Saturday 2 June 2012

Are you dealing with a cold fish?

Our Lady of Alice Bhatti, by Mohammed Hanif

Do you know someone who merely shrugs their shoulders when they hear about someone else getting squashed like a bug?  If so, according to lots of research, reading a book that stirs compassion can help.  Our Lady of Alice Bhatti might improve their outlook and warm their heart.
 Alice Bhatti is the motherless daughter of a Christian untouchable in Pakistan, a man so lowly that he is shunned by even the other untouchables.   She lives in a world where women like herself must step modestly and carefully around clogged sewers, both literal and figurative, to keep herself safe from leering eyes,  groping hands, knives being welded, guns being put to head, axes chopping and well born complacent men blaming.   Alice herself is considered ambitious, as she has paid her nursing school tuition with the blood money from her mother’s employer after a fatal accident involving a slip while scrubbing soapy travertine marble stairs.  But Alice wonders “it is not very likely that when you slip on that staircase you’ll also accidentally scratch yourself on your left breast with such violence that those who wash your body will see four parallel sharp gashes drawn with human nails.  It’s also unlikely that during that fall on the staircase you’ll somehow manage to spill someone’s sperm on your thighs.” 

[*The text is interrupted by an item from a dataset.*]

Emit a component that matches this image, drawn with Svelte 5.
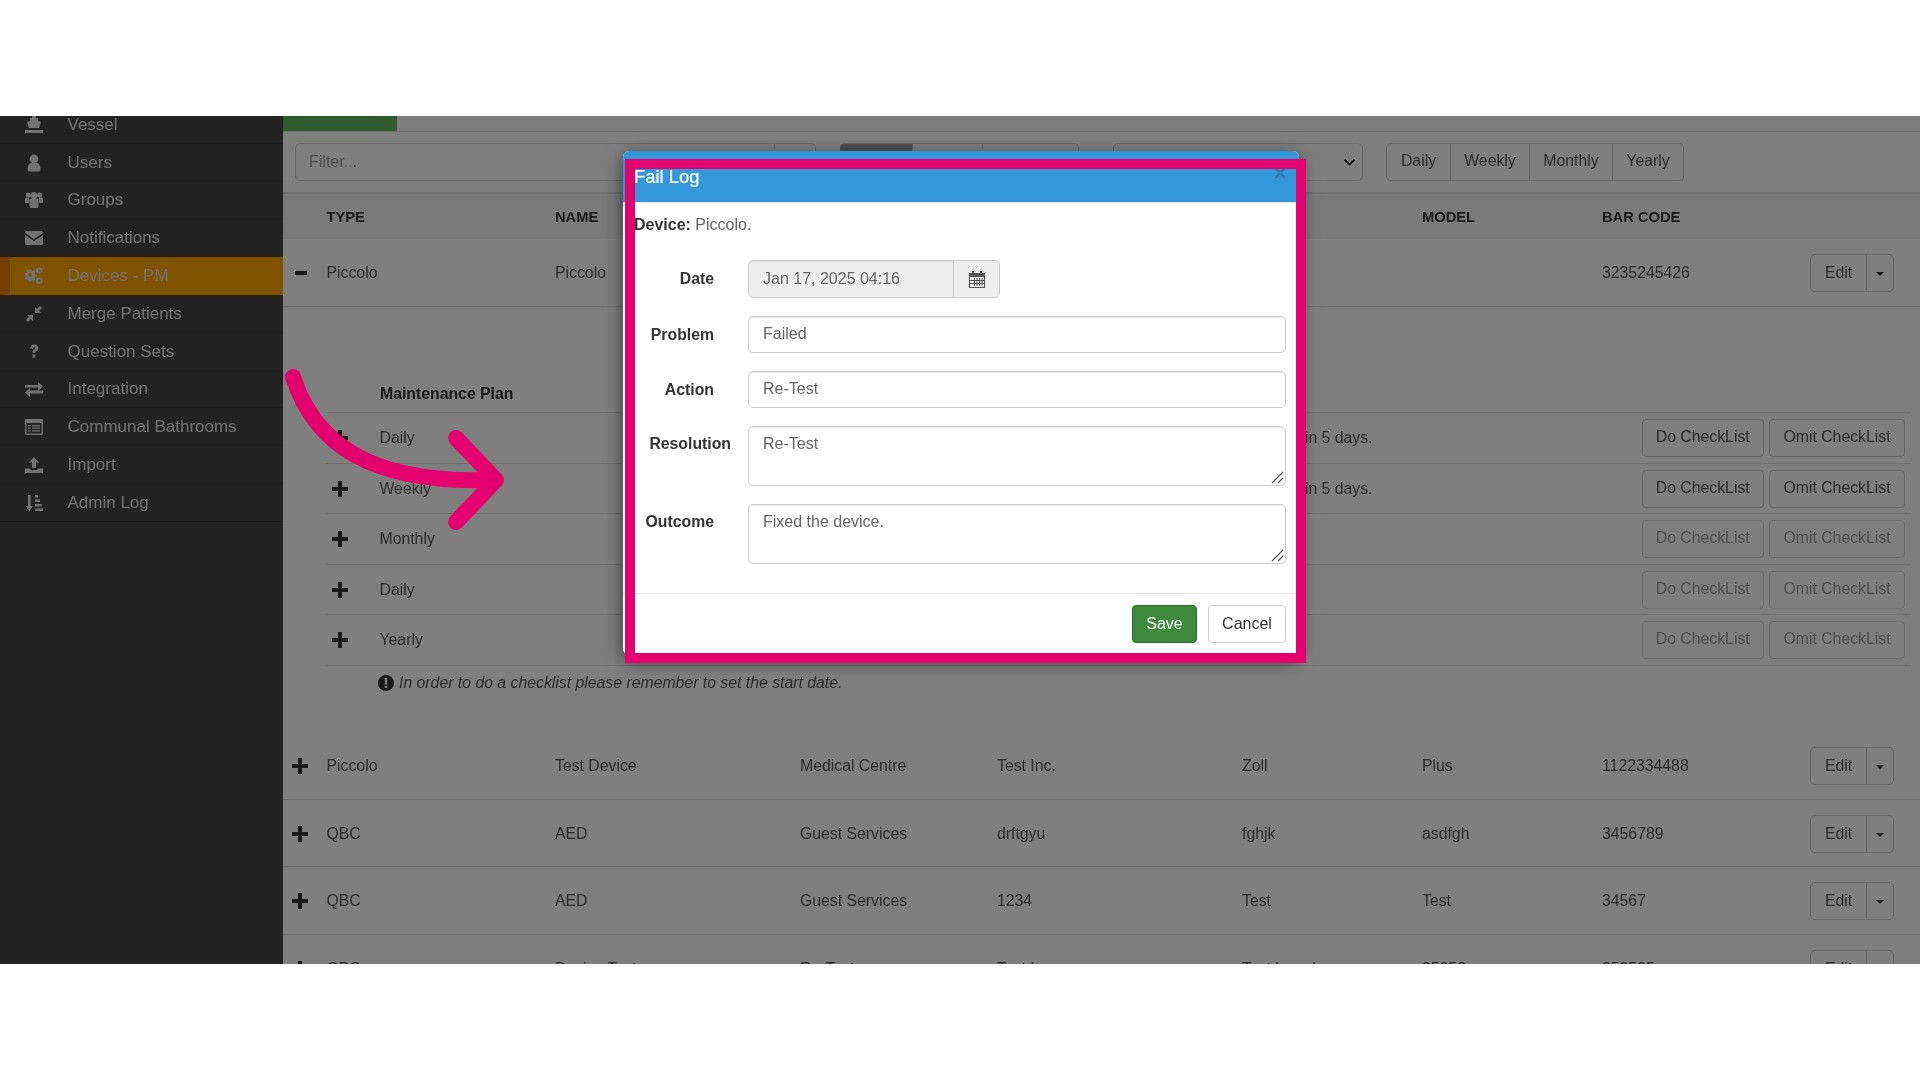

 This novel is about the haves and the have nots—a universal theme where through circumstances of birth some are born into astonishing luxury and privilege, and others into starvation and humiliation.  While not all of the privileged characters here are shameless, self-centered and vile, all of the underprivileged in this novel must negotiate and scrabble for the little bit of buttered toast that will prolong a starving relative’s life.  Although Alice is an ex-convict, and knows how to mouth off to an enemy, or slice an unwelcome penis, she is basically an earnest and optimistic young woman who hopes that by studying hard, behaving professionally and living modestly she can avoid the horrors she has seen inflicted on other women.  However, when she meets Teddy Butt, who “…believes that being a lover is something that falls somewhere between paying them and slapping them around”, she seals her fate.
Hanif reminds me of two other South Asian writers, who although they are Indian, express similar themes in a similarly humorous but horrifying tone:  Manu Joseph and  Aravind Adiga.  They present a world so topsy turvy, so loaded with corruption created from complacent well born patriarchs, that the reader can’t help but root for the lowly creatures who must endure beneath them.  Hanif shows us a hospital where doctors (male and privileged) become ethical only when drunk, and police officers (also male and privileged) encourage grievous crimes.   Despite the horrors described in this chaotic hospital in a chaotic neighbourhood in a chaotic country, this excellent book will pull you in and make you want to stay.

 Considering the various research projects involving literature used for human improvement and therapy, this is the type of novel that could stimulate a reader to feel more empathy for the underdog.  If you have an arrogant, glacial and impassive one in your midst, why not try a little experiment, and coax them into reading this?  If you try it, please let us know about your findings!